Despite these closures, there are some reasons to believe this retail apocalypse is actually being miscategorized. Of course, more people are spending their money online, but offline retail hasn’t dropped off the map just yet. It’s growing, just not as quickly as online retail.
“Stores may have a more important role to play in the U.S. retail ecosystem than we currently appreciate,” said analyst Jay Sole. “E-commerce gains do not signal the ‘death of stores.'”
Furthermore, a recent report claims we’re actually in the midst of a retail renaissance that revolves around the customer experience, which primarily takes place in brick-and-mortar locations. Driving this renaissance are connected consumers who, by definition, are digitally native, yet highly hands-on.
To reach the connected consumer, retailers must first understand their inherent needs. Despite being digital natives, or at least tech-savvy, connected consumers crave “real-life” experiences to inform their purchase journey. In other words, their purchase journey isn’t one-dimensional. Usually, it includes a lot of online research coupled with in-store experiences. Connected consumers inevitably choose to engage with brands that can go above and beyond the transactional experience, providing both personalization and connection.
They also seek out brands that integrate their digital shopping assistance technology into the built environment using interactive displays, voice-activated service and internet of things applications that allow the consumer to independently access high levels of support.
Let’s take a look at some brands that are leading the charge in the retail renaissance.
Suitsupply is a menswear retailer that is marrying online and offline retail in an innovative new way with its personal styling subscription service, The Box Office. To start, The Box Office uses the consumer’s online browsing and purchasing behavior to curate a selection of clothing to send them.
This offers the best of both shopping worlds to the connected consumer, allowing them to control their purchase experience while giving them the (literal) personal touch they desire.
This eyewear brand has always operated ahead of its time, providing connected consumers with not only a quality product but a custom, thoughtful experience backed by an authentic ethos.
In 2010, it changed the way people picked out glasses by implementing home try-on for people who couldn’t — or didn’t want to — make it into the retail store.

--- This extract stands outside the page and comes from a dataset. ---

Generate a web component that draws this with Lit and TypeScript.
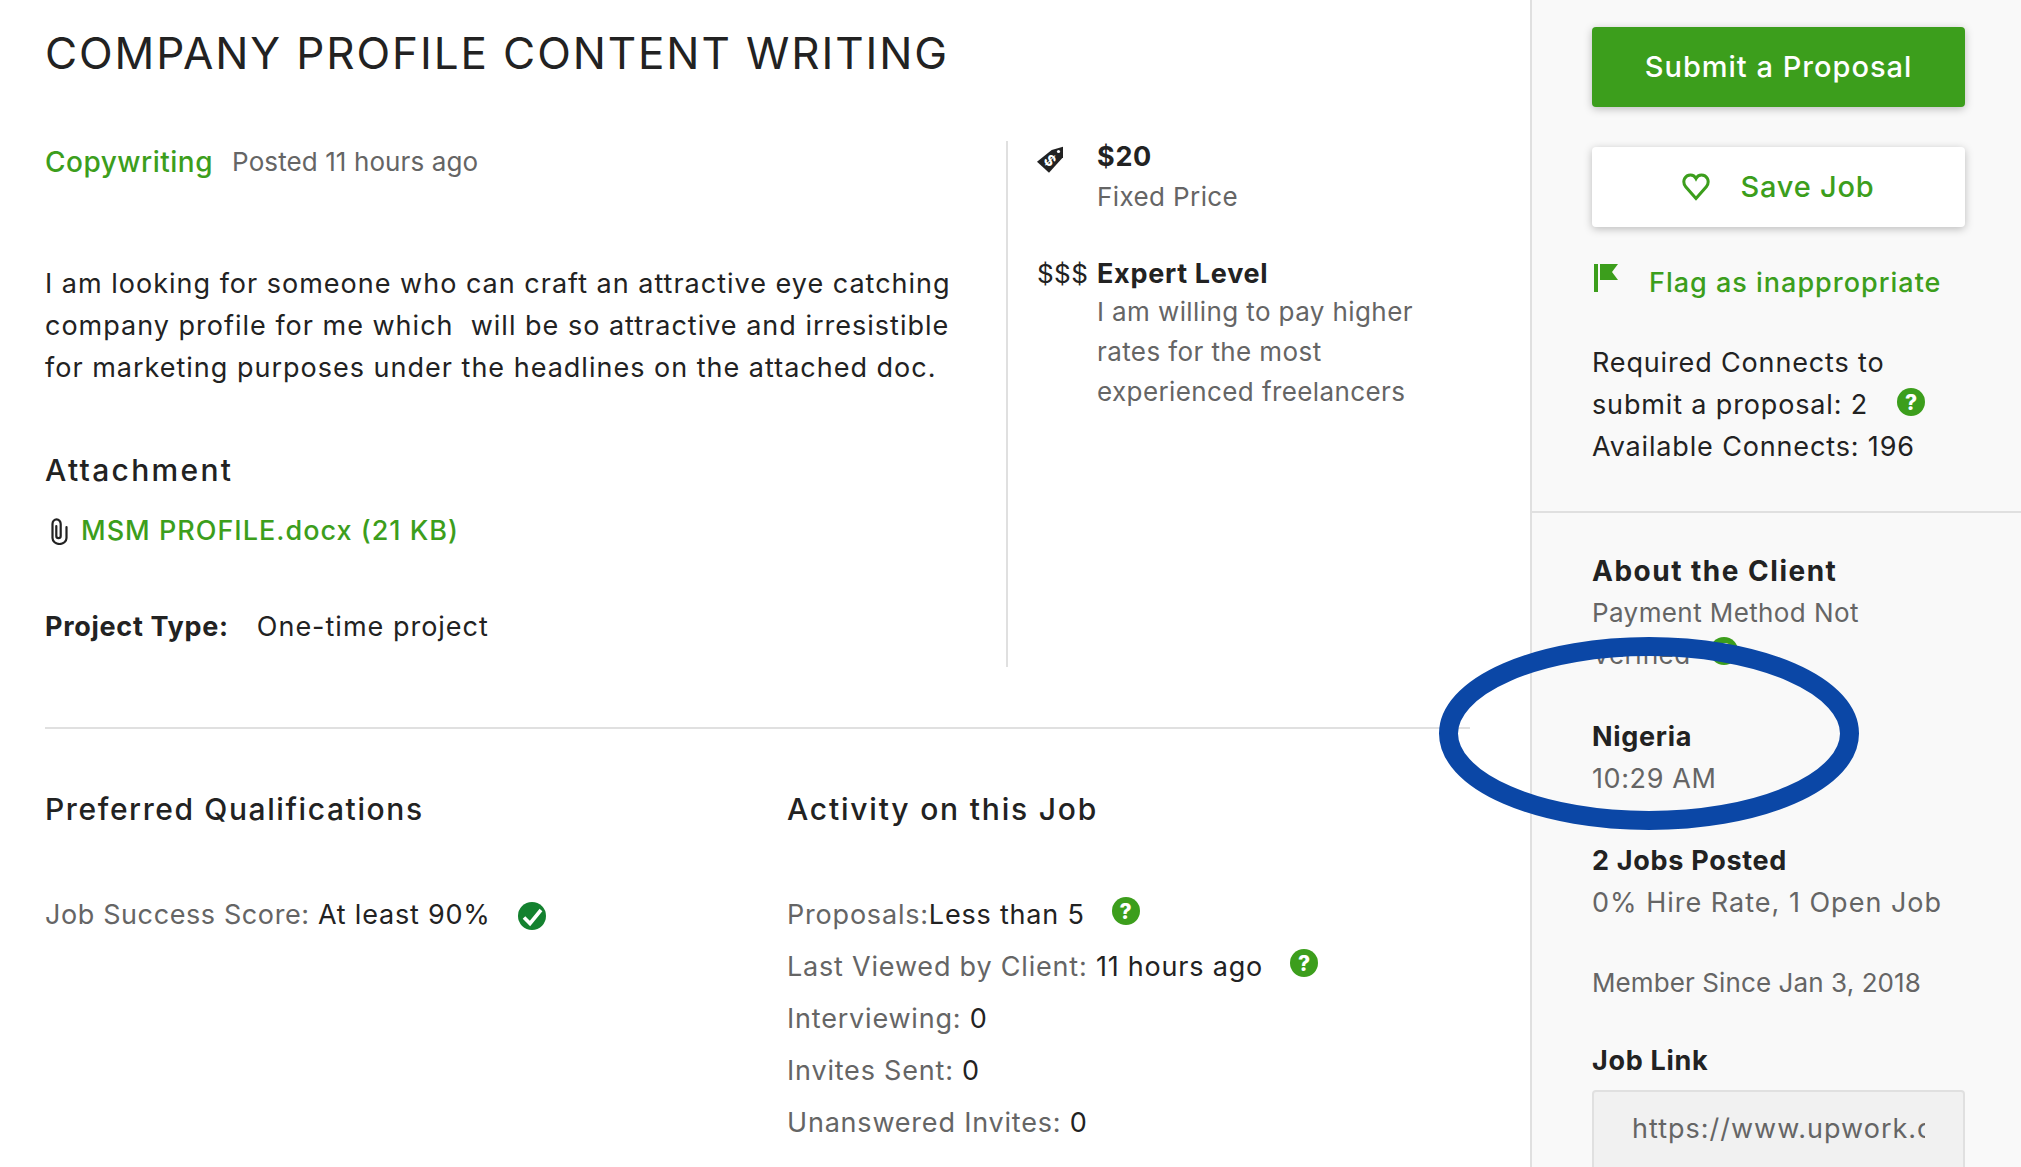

Now, it’s taking that experience to the next level with an augmented reality tool in its app, called Virtual Try-On, that allows you to virtually test drive every single one of Warby Parker’s frames on your own face in real time. This could be a great way for Warby Parker to keep its finger on the pulse of its customers’ ever-changing shopping habits.
“Increasingly, customers see bricks-and-mortar stores less as shopping destinations and more as the final step in a multipart transaction that begins online,” said Michelle Tinsley, director of mobility and secure payments in the retail solutions division at Intel.
It would only make sense that one of the brands that connects best to digital natives is a digital native itself.
Apparel brand Everlane started online, but as it grew, the brand saw the benefit its customers could get from a physical location. A brick-and-mortar Everlane store gave connected consumers the opportunity to shop, of course, but more importantly, they could try things on, ensure a good fit and stop in for quick, easy returns and refunds.
How To Capitalize On The Retail Renaissance
So, what does success mean for physical brands in a digital world and vice versa? Creating a custom solution that works for their consumers and their brand.
For example, if you know that customers in your physical stores are searching your website during their shopping experience, you’ve just identified an opportunity to tie their online and offline experiences together more closely. Location-based coupons, or offers that activate only when a customer is near or inside one of your stores, are one potential option. So is interactive online store maps that help direct customers to products they’re looking for.
If you’re an online-only brand trying to create a more hands-on experience for your customers, consider how you can get your products into consumers’ hands before they purchase. Pop-up shops and mail-order options can be excellent ways to engage people offline. Or consider offering a try-on window like Suitsupply or the clothing subscription service Stitchfix.
More than anything, it’s important to create an experience that works for your customer — not simply follow a trend for the sake of following it.